Returned migrants also say they struggle to find work, immigration lawyers and a permanent address where they can receive notice of their court hearings – circumstances that fall far short of persecution but can affect their cases or ability to continue waiting. At least 106 immigrants in the program have been ordered deported in absentia, meaning they did not show up to hearings, Reuters found.
Authorities appear to have broad discretion in deciding who is placed in the MPP program. Tania was the only one in her family to be singled out. Her mother and younger sisters were allowed to wait in the United States, even as many other adults with children have been returned to Mexico.

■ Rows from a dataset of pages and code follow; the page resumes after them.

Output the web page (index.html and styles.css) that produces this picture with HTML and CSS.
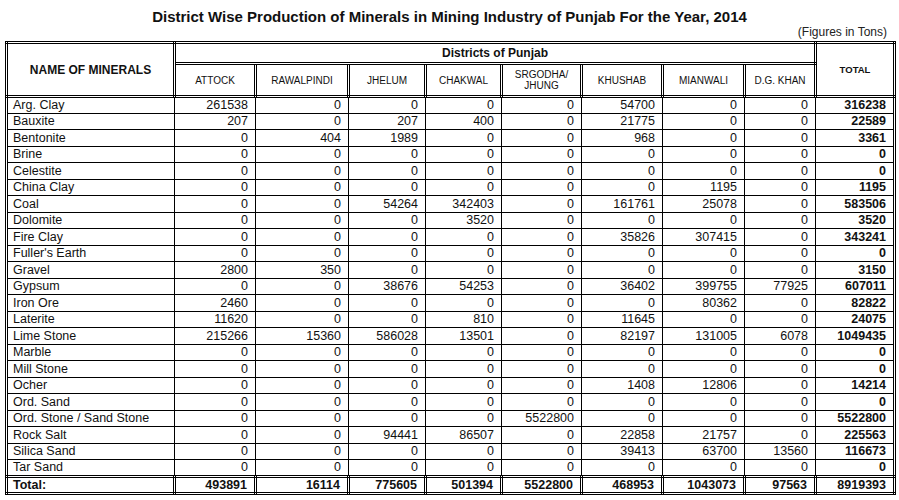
FILE: index.html
```html
<!DOCTYPE html>
<html>
<head>
<meta charset="utf-8">
<link rel="stylesheet" href="styles.css">
</head>
<body>
<div class="page">
  <h1 class="title">District Wise Production of Minerals in Mining Industry of Punjab For the Year, 2014</h1>
  <div class="unit">(Figures in Tons)</div>
  <table class="grid">
    <colgroup>
      <col class="c-name"><col class="c-att"><col class="c-rwp"><col class="c-jhl"><col class="c-chk"><col class="c-srg"><col class="c-khu"><col class="c-mia"><col class="c-dgk"><col class="c-tot">
    </colgroup>
    <thead>
      <tr class="h1">
        <th rowspan="2" class="hname">NAME OF MINERALS</th>
        <th colspan="8" class="hdist">Districts of Punjab</th>
        <th rowspan="2" class="htot">TOTAL</th>
      </tr>
      <tr class="h2">
        <th class="hd">ATTOCK</th>
        <th class="hd">RAWALPINDI</th>
        <th class="hd">JHELUM</th>
        <th class="hd">CHAKWAL</th>
        <th class="hd">SRGODHA/<br>JHUNG</th>
        <th class="hd">KHUSHAB</th>
        <th class="hd">MIANWALI</th>
        <th class="hd">D.G. KHAN</th>
      </tr>
    </thead>
    <tbody>
      <tr><td class="name">Arg. Clay</td><td>261538</td><td>0</td><td>0</td><td>0</td><td>0</td><td>54700</td><td>0</td><td>0</td><td class="tot">316238</td></tr>
      <tr><td class="name">Bauxite</td><td>207</td><td>0</td><td>207</td><td>400</td><td>0</td><td>21775</td><td>0</td><td>0</td><td class="tot">22589</td></tr>
      <tr><td class="name">Bentonite</td><td>0</td><td>404</td><td>1989</td><td>0</td><td>0</td><td>968</td><td>0</td><td>0</td><td class="tot">3361</td></tr>
      <tr><td class="name">Brine</td><td>0</td><td>0</td><td>0</td><td>0</td><td>0</td><td>0</td><td>0</td><td>0</td><td class="tot">0</td></tr>
      <tr><td class="name">Celestite</td><td>0</td><td>0</td><td>0</td><td>0</td><td>0</td><td>0</td><td>0</td><td>0</td><td class="tot">0</td></tr>
      <tr><td class="name">China Clay</td><td>0</td><td>0</td><td>0</td><td>0</td><td>0</td><td>0</td><td>1195</td><td>0</td><td class="tot">1195</td></tr>
      <tr><td class="name">Coal</td><td>0</td><td>0</td><td>54264</td><td>342403</td><td>0</td><td>161761</td><td>25078</td><td>0</td><td class="tot">583506</td></tr>
      <tr><td class="name">Dolomite</td><td>0</td><td>0</td><td>0</td><td>3520</td><td>0</td><td>0</td><td>0</td><td>0</td><td class="tot">3520</td></tr>
      <tr><td class="name">Fire Clay</td><td>0</td><td>0</td><td>0</td><td>0</td><td>0</td><td>35826</td><td>307415</td><td>0</td><td class="tot">343241</td></tr>
      <tr><td class="name">Fuller's Earth</td><td>0</td><td>0</td><td>0</td><td>0</td><td>0</td><td>0</td><td>0</td><td>0</td><td class="tot">0</td></tr>
      <tr><td class="name">Gravel</td><td>2800</td><td>350</td><td>0</td><td>0</td><td>0</td><td>0</td><td>0</td><td>0</td><td class="tot">3150</td></tr>
      <tr><td class="name">Gypsum</td><td>0</td><td>0</td><td>38676</td><td>54253</td><td>0</td><td>36402</td><td>399755</td><td>77925</td><td class="tot">607011</td></tr>
      <tr><td class="name">Iron Ore</td><td>2460</td><td>0</td><td>0</td><td>0</td><td>0</td><td>0</td><td>80362</td><td>0</td><td class="tot">82822</td></tr>
      <tr><td class="name">Laterite</td><td>11620</td><td>0</td><td>0</td><td>810</td><td>0</td><td>11645</td><td>0</td><td>0</td><td class="tot">24075</td></tr>
      <tr><td class="name">Lime Stone</td><td>215266</td><td>15360</td><td>586028</td><td>13501</td><td>0</td><td>82197</td><td>131005</td><td>6078</td><td class="tot">1049435</td></tr>
      <tr><td class="name">Marble</td><td>0</td><td>0</td><td>0</td><td>0</td><td>0</td><td>0</td><td>0</td><td>0</td><td class="tot">0</td></tr>
      <tr><td class="name">Mill Stone</td><td>0</td><td>0</td><td>0</td><td>0</td><td>0</td><td>0</td><td>0</td><td>0</td><td class="tot">0</td></tr>
      <tr><td class="name">Ocher</td><td>0</td><td>0</td><td>0</td><td>0</td><td>0</td><td>1408</td><td>12806</td><td>0</td><td class="tot">14214</td></tr>
      <tr><td class="name">Ord. Sand</td><td>0</td><td>0</td><td>0</td><td>0</td><td>0</td><td>0</td><td>0</td><td>0</td><td class="tot">0</td></tr>
      <tr><td class="name">Ord. Stone / Sand Stone</td><td>0</td><td>0</td><td>0</td><td>0</td><td>5522800</td><td>0</td><td>0</td><td>0</td><td class="tot">5522800</td></tr>
      <tr><td class="name">Rock Salt</td><td>0</td><td>0</td><td>94441</td><td>86507</td><td>0</td><td>22858</td><td>21757</td><td>0</td><td class="tot">225563</td></tr>
      <tr><td class="name">Silica Sand</td><td>0</td><td>0</td><td>0</td><td>0</td><td>0</td><td>39413</td><td>63700</td><td>13560</td><td class="tot">116673</td></tr>
      <tr><td class="name">Tar Sand</td><td>0</td><td>0</td><td>0</td><td>0</td><td>0</td><td>0</td><td>0</td><td>0</td><td class="tot">0</td></tr>
    </tbody>
    <tfoot>
      <tr class="totals"><td class="name">Total:</td><td>493891</td><td>16114</td><td>775605</td><td>501394</td><td>5522800</td><td>468953</td><td>1043073</td><td>97563</td><td class="tot">8919393</td></tr>
    </tfoot>
  </table>
</div>
</body>
</html>
```

FILE: styles.css
```css
html, body {
  margin: 0;
  padding: 0;
  background: #fff;
}
body {
  font-family: "Liberation Sans", Arial, sans-serif;
  color: #000;
}
.page {
  width: 899px;
}
.title {
  margin: 0;
  padding-top: 8px;
  font-size: 15px;
  line-height: 17px;
  font-weight: bold;
  text-align: center;
  color: #111;
}
.unit {
  text-align: right;
  font-size: 12px;
  line-height: 15px;
  padding-right: 12px;
  margin-bottom: 1px;
  color: #222;
}
.grid {
  margin-left: 5px;
  width: 889px;
  table-layout: fixed;
  border-collapse: collapse;
  border: 3px double #000;
}
.c-name { width: 168px; }
.c-att { width: 81px; }
.c-rwp { width: 93px; }
.c-jhl { width: 77px; }
.c-chk { width: 76px; }
.c-srg { width: 80px; }
.c-khu { width: 81px; }
.c-mia { width: 82px; }
.c-dgk { width: 71px; }
.c-tot { width: 79px; }

.grid th {
  border: 3px double #000;
  padding: 0;
  text-align: center;
  vertical-align: middle;
  color: #111;
}
.h1 { height: 21px; }
.h2 { height: 33px; }
.hname {
  font-size: 12px;
  font-weight: bold;
}
.hdist {
  font-size: 12px;
  font-weight: bold;
  line-height: 14px;
}
.htot {
  font-size: 9.5px;
  font-weight: bold;
  padding-bottom: 4px;
}
.hd {
  font-size: 10px;
  font-weight: normal;
  line-height: 11px;
}
.grid td {
  border: 1px solid #000;
  padding: 0 7px 0 5px;
  font-size: 12.5px;
  line-height: 14px;
  text-align: right;
  white-space: nowrap;
  color: #111;
}
.grid tbody tr {
  height: 16.5px;
}
.grid td.name {
  text-align: left;
}
.grid td.tot {
  font-weight: bold;
}
.grid tfoot td {
  border: 3px double #000;
  font-weight: bold;
}
.totals {
  height: 17px;
}
```
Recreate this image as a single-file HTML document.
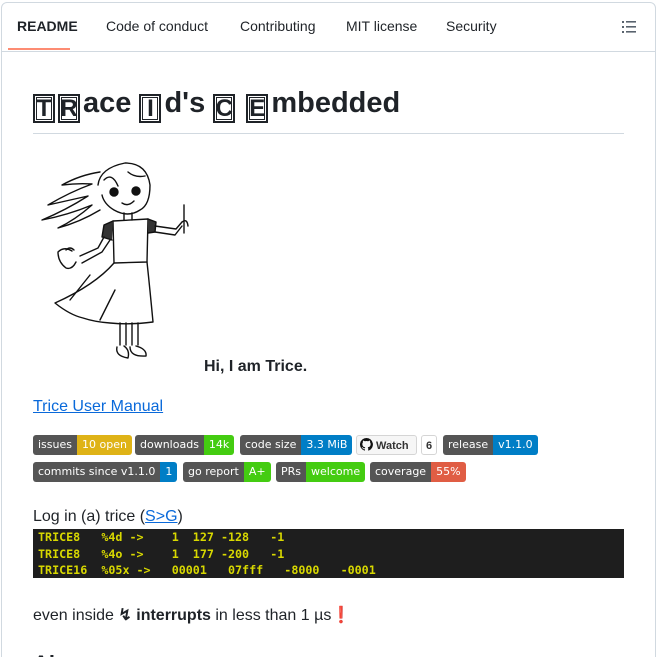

More than 3,000 of those returned to Mexico are children, Reuters found, including 107 babies less than one year old.
DHS officials have said the policy would not apply to unaccompanied minors or Mexicans; however, the data shows 18 Mexicans and one unaccompanied minor on the MPP court docket.
The MPP program includes more than 4,200 Guatemalans, 3,000 Hondurans and 1,300 Salvadorans along with a handful of migrants from Peru, Ecuador, and Nicaragua, according to the EOIR data.
Reuters found the bulk of their individual asylum hearings have been set for this summer and fall, and a handful for later this year and early 2020.
Tania’s individual hearing has yet to be scheduled.